On March 12th, Sara Robinson, Futurist and journalist focused on the American political and cultural landscape, visited World Futures students to talk about those things she’s learned to look at when she looks at politics.

She started the lecture with a revealing truth:

All politics is about the future

She explained that all politics end up at what is our collective preferred future and how best to achieve it. Including the decision making on who’s in and who’s out, or more importantly, who get to decide how to share the budget.

Robinson continued her lecture adding that the greater degrees of coordination and complexity, the greater is the tendency to lead to more goods to be delivered.

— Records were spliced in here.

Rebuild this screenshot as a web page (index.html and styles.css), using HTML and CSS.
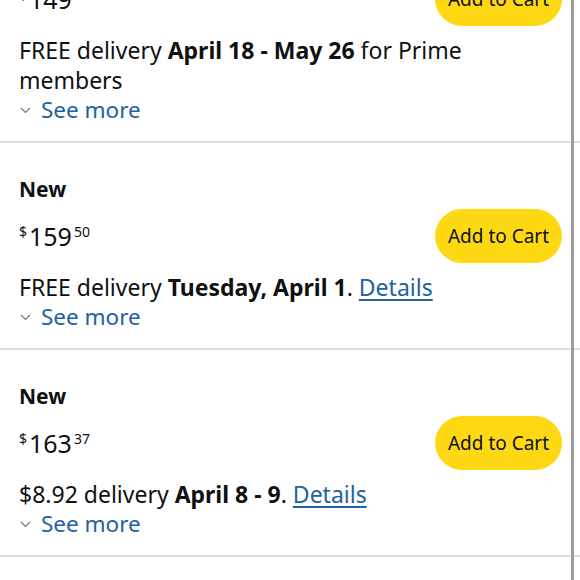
FILE: index.html
```html
<!DOCTYPE html>
<html>
<head>
<meta charset="utf-8">
<link rel="stylesheet" href="styles.css">
</head>
<body>
<div class="list">
  <section class="offer">
    <div class="cond">New</div>
    <div class="price-row">
      <div class="price"><span class="sym">$</span><span class="whole">149</span><span class="frac">00</span></div>
      <button class="cart">Add to Cart</button>
    </div>
    <p class="delivery">FREE delivery <b>April 18 - May 26</b> for Prime members</p>
    <div class="more"><svg class="chev" width="11" height="7" viewBox="0 0 11 7"><path d="M1 1 L5.5 5.5 L10 1" fill="none" stroke="#777" stroke-width="1.2"/></svg><span>See more</span></div>
  </section>
  <section class="offer">
    <div class="cond">New</div>
    <div class="price-row">
      <div class="price"><span class="sym">$</span><span class="whole">159</span><span class="frac">50</span></div>
      <button class="cart">Add to Cart</button>
    </div>
    <p class="delivery">FREE delivery <b>Tuesday, April 1</b>. <a class="link" href="#">Details</a></p>
    <div class="more"><svg class="chev" width="11" height="7" viewBox="0 0 11 7"><path d="M1 1 L5.5 5.5 L10 1" fill="none" stroke="#777" stroke-width="1.2"/></svg><span>See more</span></div>
  </section>
  <section class="offer">
    <div class="cond">New</div>
    <div class="price-row">
      <div class="price"><span class="sym">$</span><span class="whole">163</span><span class="frac">37</span></div>
      <button class="cart">Add to Cart</button>
    </div>
    <p class="delivery">$8.92 delivery <b>April 8 - 9</b>. <a class="link" href="#">Details</a></p>
    <div class="more"><svg class="chev" width="11" height="7" viewBox="0 0 11 7"><path d="M1 1 L5.5 5.5 L10 1" fill="none" stroke="#777" stroke-width="1.2"/></svg><span>See more</span></div>
  </section>
</div>
<div class="scrollbar"></div>
</body>
</html>
```

FILE: styles.css
```css
html, body {
  margin: 0;
  padding: 0;
  background: #fff;
}
body {
  font-family: "Noto Sans", "Liberation Sans", sans-serif;
  color: #0f1111;
  overflow: hidden;
  height: 580px;
}
.list {
  margin-top: -94px;
}
.offer {
  padding: 31px 17px 17px 19px;
  border-bottom: 2px solid #dddddd;
}
.cond {
  font-size: 21px;
  font-weight: 700;
  line-height: 30px;
}
.price-row {
  display: flex;
  justify-content: space-between;
  align-items: center;
  margin-top: 5px;
  height: 54px;
}
.price {
  display: flex;
  align-items: flex-start;
  line-height: 1;
}
.sym {
  font-size: 14px;
  margin-top: 1px;
  margin-right: 2px;
}
.whole {
  font-size: 25px;
}
.frac {
  font-size: 14px;
  margin-top: 1px;
  margin-left: 2px;
}
.cart {
  width: 127px;
  height: 54px;
  border: none;
  border-radius: 27px;
  background: #ffd814;
  color: #0f1111;
  font-family: inherit;
  font-size: 19px;
  padding: 0;
  margin-right: 1px;
}
.delivery {
  margin: 9px 0 0 0;
  font-size: 23px;
  line-height: 30px;
  padding-right: 70px;
}
.delivery b {
  font-weight: 700;
}
.link {
  color: #2162a1;
  text-decoration: underline;
  text-underline-offset: 3px;
}
.more {
  display: flex;
  align-items: center;
  font-size: 22.5px;
  line-height: 30px;
  height: 29px;
  margin-top: 0;
  color: #2162a1;
}
.chev {
  margin-left: 1px;
  margin-right: 10px;
  margin-top: 1px;
}
.scrollbar {
  position: fixed;
  top: 0;
  left: 571px;
  width: 3px;
  height: 580px;
  background: #9b9b9b;
}
```
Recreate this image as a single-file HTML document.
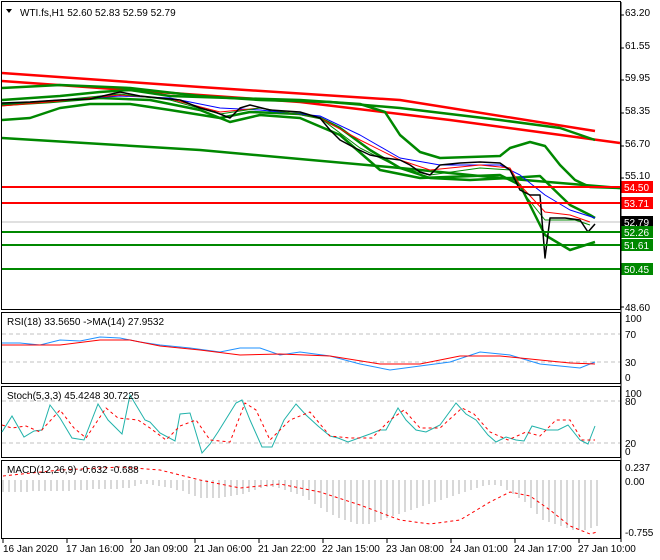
<!DOCTYPE html>
<html><head><style>
body{margin:0;background:#fff;}
svg{display:block;font-family:"Liberation Sans",sans-serif;}
.t{font-size:10px;fill:#000;}
</style></head><body>
<svg width="660" height="560" viewBox="0 0 660 560">
<rect width="660" height="560" fill="#fff"/>
<g fill="none" stroke="#000" stroke-width="1">
<rect x="1.5" y="1.5" width="619" height="308"/>
<rect x="1.5" y="312.5" width="619" height="71"/>
<rect x="1.5" y="386.5" width="619" height="71"/>
<rect x="1.5" y="460.5" width="619" height="78"/>
</g>
<g fill="none" stroke-linejoin="round">
<line x1="2" y1="222" x2="620" y2="222" stroke="#c0c0c0"/>
<polyline stroke="#f00" stroke-width="2.5" points="2,73 200,87 400,100 595,131"/>
<polyline stroke="#f00" stroke-width="2.5" points="2,81 100,88 300,102 450,120 620,143"/>
<polyline stroke="#080" stroke-width="2.5" points="2,138 200,150 400,168 500,178 620,188"/>
<polyline stroke="#080" stroke-width="2.5" points="2,88 60,85 130,88 200,96 260,100 330,102 400,108 500,120 560,128 595,140"/>
<polyline stroke="#080" stroke-width="2.5" points="2,100 60,96 100,92 130,90 170,96 230,98 300,100 360,104 385,112 400,135 420,152 440,158 500,156 510,148 530,142 545,146 560,165 575,180 590,187 620,188"/>
<polyline stroke="#080" stroke-width="2.5" points="2,120 30,118 60,108 90,104 130,104 170,110 220,118 250,112 300,114 320,118 340,128 370,150 400,168 430,178 470,180 510,178 540,176 570,205 590,215 595,218"/>
<polyline stroke="#080" stroke-width="2.5" points="2,105 50,102 100,98 150,100 200,110 230,122 260,115 300,118 340,135 380,170 420,178 500,175 520,185 545,235 570,250 595,242"/>
<polyline stroke="#00f" stroke-width="1" points="2,104 60,100 120,96 170,98 220,108 260,110 320,116 360,135 400,158 440,165 500,165 520,175 545,195 570,210 595,218"/>
<polyline stroke="#f00" stroke-width="1" points="2,106 60,101 120,95 170,99 220,112 260,108 320,118 360,140 400,160 430,170 480,165 510,168 520,185 545,212 570,215 590,222"/>
<polyline stroke="#080" stroke-width="1" points="2,104 60,100 120,94 170,100 220,114 260,108 320,118 360,148 400,168 430,175 480,168 510,170 525,195 545,220 575,220 590,225"/>
<polyline stroke="#000" stroke-width="1.5" points="2,103 30,102 60,100 90,99 120,92 140,96 160,98 180,100 200,108 215,112 230,118 240,108 250,105 270,110 300,112 320,118 330,130 340,140 355,148 370,155 385,158 400,160 410,165 420,172 430,175 440,165 460,163 480,162 500,163 510,170 520,190 530,195 540,195 545,258 550,218 565,218 580,220 588,232 595,224"/>
</g>
<g stroke="#f00" stroke-width="2">
<line x1="2" y1="187" x2="620" y2="187"/><line x1="2" y1="203" x2="620" y2="203"/>
</g>
<g stroke="#080" stroke-width="2">
<line x1="2" y1="232" x2="620" y2="232"/><line x1="2" y1="245" x2="620" y2="245"/><line x1="2" y1="269" x2="620" y2="269"/>
</g>
<rect x="621" y="181" width="32" height="12" fill="#f00"/><text x="624" y="191" class="t" style="fill:#fff">54.50</text>
<rect x="621" y="197" width="32" height="12" fill="#f00"/><text x="624" y="207" class="t" style="fill:#fff">53.71</text>
<rect x="621" y="216" width="32" height="12" fill="#000"/><text x="624" y="226" class="t" style="fill:#fff">52.79</text>
<rect x="621" y="226" width="32" height="12" fill="#080"/><text x="624" y="236" class="t" style="fill:#fff">52.26</text>
<rect x="621" y="239" width="32" height="12" fill="#080"/><text x="624" y="249" class="t" style="fill:#fff">51.61</text>
<rect x="621" y="263" width="32" height="12" fill="#080"/><text x="624" y="273" class="t" style="fill:#fff">50.45</text>
<text x="625" y="16" class="t">63.20</text>
<text x="625" y="49" class="t">61.55</text>
<text x="625" y="81" class="t">59.95</text>
<text x="625" y="114" class="t">58.35</text>
<text x="625" y="147" class="t">56.70</text>
<text x="625" y="179" class="t">55.10</text>
<text x="625" y="311" class="t">48.60</text>
<text x="20" y="16" class="t">WTI.fs,H1  52.60 52.83 52.59 52.79</text>
<polygon points="6,9 12,9 9,13" fill="#000"/>
<g stroke="#c0c0c0" stroke-dasharray="4,3"><line x1="2" y1="334" x2="620" y2="334"/><line x1="2" y1="362" x2="620" y2="362"/></g>
<polyline fill="none" stroke="#1e90ff" points="2,343 20,343 40,345 60,340 80,341 100,337 120,338 140,342 160,345 190,348 220,352 240,348 260,348 280,355 300,352 330,356 360,364 390,370 420,366 450,362 480,352 510,355 540,364 560,366 580,368 595,362"/>
<polyline fill="none" stroke="#f00" points="2,345 60,345 100,340 130,340 160,346 200,350 240,355 280,354 330,356 380,364 420,364 460,356 500,356 540,360 570,363 595,364"/>
<text x="7" y="325" class="t">RSI(18) 33.5650  -&gt;MA(14) 27.9532</text>
<text x="625" y="322" class="t">100</text><text x="625" y="338" class="t">70</text><text x="625" y="366" class="t">30</text><text x="625" y="381" class="t">0</text>
<g stroke="#c0c0c0" stroke-dasharray="4,3"><line x1="2" y1="401" x2="620" y2="401"/><line x1="2" y1="443" x2="620" y2="443"/></g>
<polyline fill="none" stroke="#20b2aa" points="2,432 12,416 24,437 34,431 42,430 50,405 60,418 72,438 84,440 98,404 108,420 122,434 130,395 145,420 150,422 160,433 175,441 180,414 190,413 202,453 210,444 218,432 236,403 242,400 250,420 262,447 272,447 284,420 296,404 306,415 318,426 330,436 338,438 348,442 370,434 380,430 386,430 398,408 406,420 416,430 426,432 440,425 456,403 466,414 476,420 488,435 496,442 506,437 516,440 524,441 532,426 546,430 558,430 568,425 580,440 588,444 595,426"/>
<polyline fill="none" stroke="#f00" stroke-dasharray="3,3" points="2,425 12,428 26,426 40,432 60,410 74,428 86,438 106,408 118,418 138,420 150,428 166,440 180,426 196,420 210,440 230,442 245,403 256,410 270,440 290,420 310,412 330,436 350,438 372,438 390,420 404,410 420,428 440,428 462,408 474,414 490,432 508,440 526,432 540,436 556,420 570,420 582,440 595,440"/>
<text x="7" y="399" class="t">Stoch(5,3,3) 45.4248 30.7225</text>
<text x="625" y="397" class="t">100</text><text x="625" y="405" class="t">80</text><text x="625" y="447" class="t">20</text><text x="625" y="455" class="t">0</text>
<g stroke="#b0b0b0" stroke-width="1">
<path d="M3 480v12M9 480v12M15 480v12M21 480v12M27 480v12M33 480v11M39 480v11M45 480v11M51 480v11M57 480v11M63 480v11M69 480v11M75 480v10M81 480v10M87 480v10M93 480v9M99 480v9M105 480v9M111 480v9M117 480v9M123 480v8M129 480v8M135 480v6M141 480v4M147 480v4M153 480v5M159 480v6M165 480v7M171 480v8M177 480v10M183 480v11M189 480v14M195 480v16M201 480v18M207 480v18M213 480v18M219 480v18M225 480v17M231 480v16M237 480v15M243 480v14M249 480v12M255 480v10M261 480v8M267 480v7M273 480v7M279 480v8M285 480v10M291 480v12M297 480v14M303 480v16M309 480v20M315 480v24M321 480v28M327 480v32M333 480v35M339 480v38M345 480v40M351 480v42M357 480v44M363 480v44M369 480v44M375 480v42M381 480v40M387 480v38M393 480v36M399 480v34M405 480v32M411 480v30M417 480v28M423 480v26M429 480v24M435 480v22M441 480v20M447 480v18M453 480v16M459 480v14M465 480v12M471 480v10M477 480v8M483 480v6M489 480v5M495 480v5M501 480v6M507 480v10M513 480v14M519 480v18M525 480v22M531 480v28M537 480v34M543 480v40M549 480v42M555 480v44M561 480v46M567 480v48M573 480v50M579 480v50M585 480v50M591 480v48M597 480v46"/>
</g>
<polyline fill="none" stroke="#f00" stroke-dasharray="3,3" points="3,476 60,470 120,467 160,470 200,480 240,488 280,484 320,492 360,505 400,520 430,524 460,520 490,502 510,492 530,496 550,510 570,526 590,534 597,532"/>
<text x="7" y="473" class="t">MACD(12,26,9) -0.632 -0.688</text>
<text x="625" y="471" class="t">0.237</text><text x="625" y="485" class="t">0.00</text><text x="625" y="536" class="t">-0.755</text>
<g stroke="#000"><path d="M3 539v4M67 539v4M131 539v4M195 539v4M259 539v4M323 539v4M387 539v4M451 539v4M515 539v4M579 539v4M621 2v540M621 15h3M621 48h3M621 80h3M621 113h3M621 146h3M621 178h3M621 307h3"/></g>
<text x="3" y="552" class="t">16 Jan 2020</text>
<text x="66" y="552" class="t">17 Jan 16:00</text>
<text x="130" y="552" class="t">20 Jan 09:00</text>
<text x="194" y="552" class="t">21 Jan 06:00</text>
<text x="258" y="552" class="t">21 Jan 22:00</text>
<text x="322" y="552" class="t">22 Jan 15:00</text>
<text x="386" y="552" class="t">23 Jan 08:00</text>
<text x="450" y="552" class="t">24 Jan 01:00</text>
<text x="514" y="552" class="t">24 Jan 17:00</text>
<text x="578" y="552" class="t">27 Jan 10:00</text>
</svg>
</body></html>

After this introduction she presented her six rules of thumb on how to look into a political system and uncover it’s structure and behavior:

  1. The complexity of the system/society: For example, when tribal order begins to breakdown at some point and democracy emerges as the system continues to get more complex. The main reason is that complexity of the system eventually breaks it and a new order needs to emerge. Spiral dynamics is a useful model to understand this approach.
  2. Do people trust their government: The lack of trust in their government would make it harder to legitimized and support its decisions. Is the case of the unification of Europe, where there’s not enough trust between all the participants governments to make political decisions. Also, Robinson has noted that there is a cyclical element to trust.
  3. Do participant share identity and common vision of the future: This one is some how related to trust but between the people and if they feel like they belong to that system/society. One issue here is that the Internet has cut into our shared civic culture, bringing values from other cultures into ours. For example, America has had periods of division but then it reunites again: revolution, civil war, new deal/ww2, and now at this point again with factions with widely divergent viewpoints. A crisis will happen that requires us to come together, and we’ll need to drop everything and come back together, maybe climate change could be the driver.
  4. Social mobility: Democracy requires a broad-based middle class to survive, but we see a hollowing out of the middle
  5. What is the source of wealth: who controls it and how sustainable is it? The need to look at the sustainability of the source of wealth it’s a clue to political stability — for this point she recommends Thomas Homer-Dixon’s The Upside of Down.
  6. Who in society uses force and do they use it fairly with good rules: Because if not, that may suggest potential for revolution or other serious problems. Examples for the US include WikiLeaks and Ferguson recent events. Gun control is still an ongoing debate around this issue.

There was a vigorous Q&A the climaxed an excellent lecture. We are grateful to Sara as an alum giving back to the program – thank you!